Here is an anonymized header:
From xxxxxxxx@xxxxxx.xxxxxx.xxxxx.xx.xx Tue Jun 03 09:14:33 2008 Message-ID: <xxxxxxxx.xxxxxxx@xxxxxx.xxxxx.xx.xx> X-UID: 3913 Status: RO X-Keywords: Content-Length: 6817
xxxx: xxx, xx xxx xxxx xx:xx:xx +xxxx xxxx: xxxxxxx xxxxxxxx <xxxxxxx.xxxxxxxx@xxxxxx.xxxxx.xx.xx> xxxx-xxxxx: xxxxxxxxxxx x.x.x.x (xxxxxxx/xxxxxxxx) xxxx-xxxxxxx: x.x xx: "xxxxxxxx@xxxxxxxx.xx" <xxxxxxxx@xxxxxxxx.xx> xx: xxxxx.xxxxxxxxxx@xxxxxxxxxxxx.xx, xxxxxx xxxxx <xxxxxx.xxxxx@xxxxxxxx.xxxxxx.xx>, xxxxxxx xxxxxxxxxxx <xxxxxxxxxx@xxxxxxxxxxx.xxx> xxxxxxx: xx: x: xx: xxxxxxxxx xxxxxxxxxx: <xxxxxxxxxxx.xxxxxxxx@xxxxxxxx.xx> xx-xxxxx-xx: <xxxxxxxxxxx.xxxxxxxx@xxxxxxxx.xx> xxxxxxx-xxxx: xxxx/xxxxx; xxxxxxx=xxx-x; xxxxxx=xxxxxx xxxxxxx-xxxxxxxx-xxxxxxxx: xxxx
On Tue, 2008-06-03 at 10:34 +0200, Diego Liziero wrote:
mbox messages gets header corruption caused by an extra linefeed after Content-Length
Fixed: http://hg.dovecot.org/dovecot-1.1/rev/e043135e971d
I guess 1.1.rc9 will still come. But I'll wait a couple of days before releasing it to see if there are more bugs..
On Tue, Jun 3, 2008 at 3:05 PM, Timo Sirainen <tss@iki.fi> wrote:
On Tue, 2008-06-03 at 10:34 +0200, Diego Liziero wrote:
mbox messages get header corruption caused by an extra linefeed after Content-Length
Works, thank you.
Now I have to fix users mbox files.
As the extra linefeed is between Content-Length and Subject headers, I'm thinking about using a regexp based replace such as s/(Content-Length: [0-9]+)\n\n(Subject: )/$1\n$2/s but I can't find how to make multiple lines matching work.
Any suggestion?
Regards, Diego.
On Wed, 4 Jun 2008, Diego Liziero wrote:
On Tue, Jun 3, 2008 at 3:05 PM, Timo Sirainen <tss@iki.fi> wrote:
On Tue, 2008-06-03 at 10:34 +0200, Diego Liziero wrote:
mbox messages get header corruption caused by an extra linefeed after Content-Length
Works, thank you.
Now I have to fix users mbox files.
As the extra linefeed is between Content-Length and Subject headers, I'm thinking about using a regexp based replace such as s/(Content-Length: [0-9]+)\n\n(Subject: )/$1\n$2/s but I can't find how to make multiple lines matching work.

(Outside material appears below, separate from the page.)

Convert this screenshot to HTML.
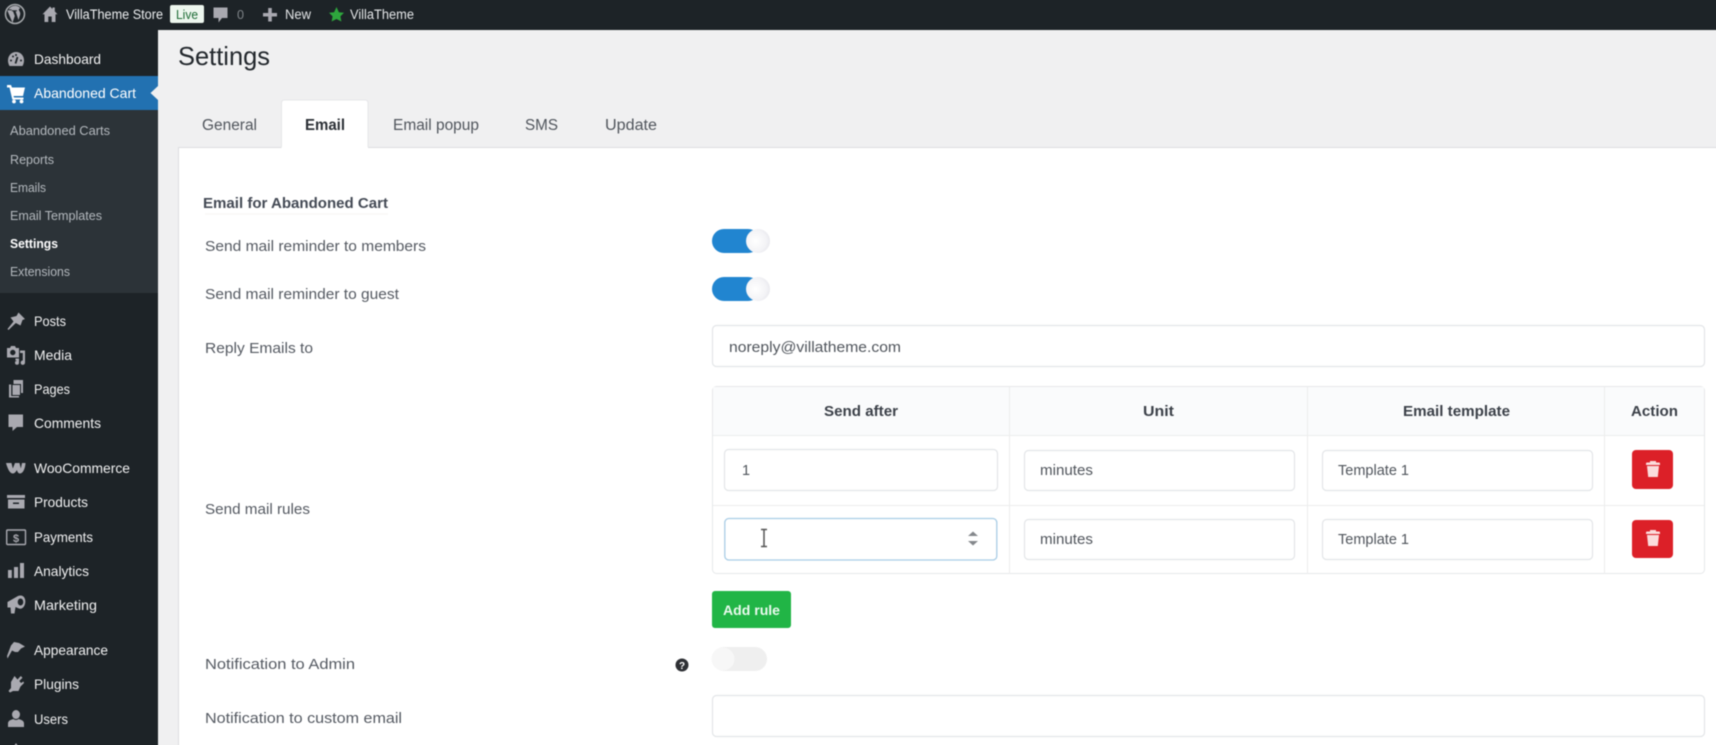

Python has an re.MULTILINE option you can pass to the regular expression so that it can cross lines. Perhaps Perl or your favorite regular expression toolkit has something similar?
If not, Python it is! (-;
-- Asheesh.
-- Do not drink coffee in early A.M. It will keep you awake until noon.
-----BEGIN PGP SIGNED MESSAGE----- Hash: SHA1
On Wed, Jun 04, 2008 at 03:03:34PM -0700, Asheesh Laroia wrote:
[...]
Python has an re.MULTILINE option you can pass to the regular expression so that it can cross lines. Perhaps Perl or your favorite regular expression toolkit has something similar?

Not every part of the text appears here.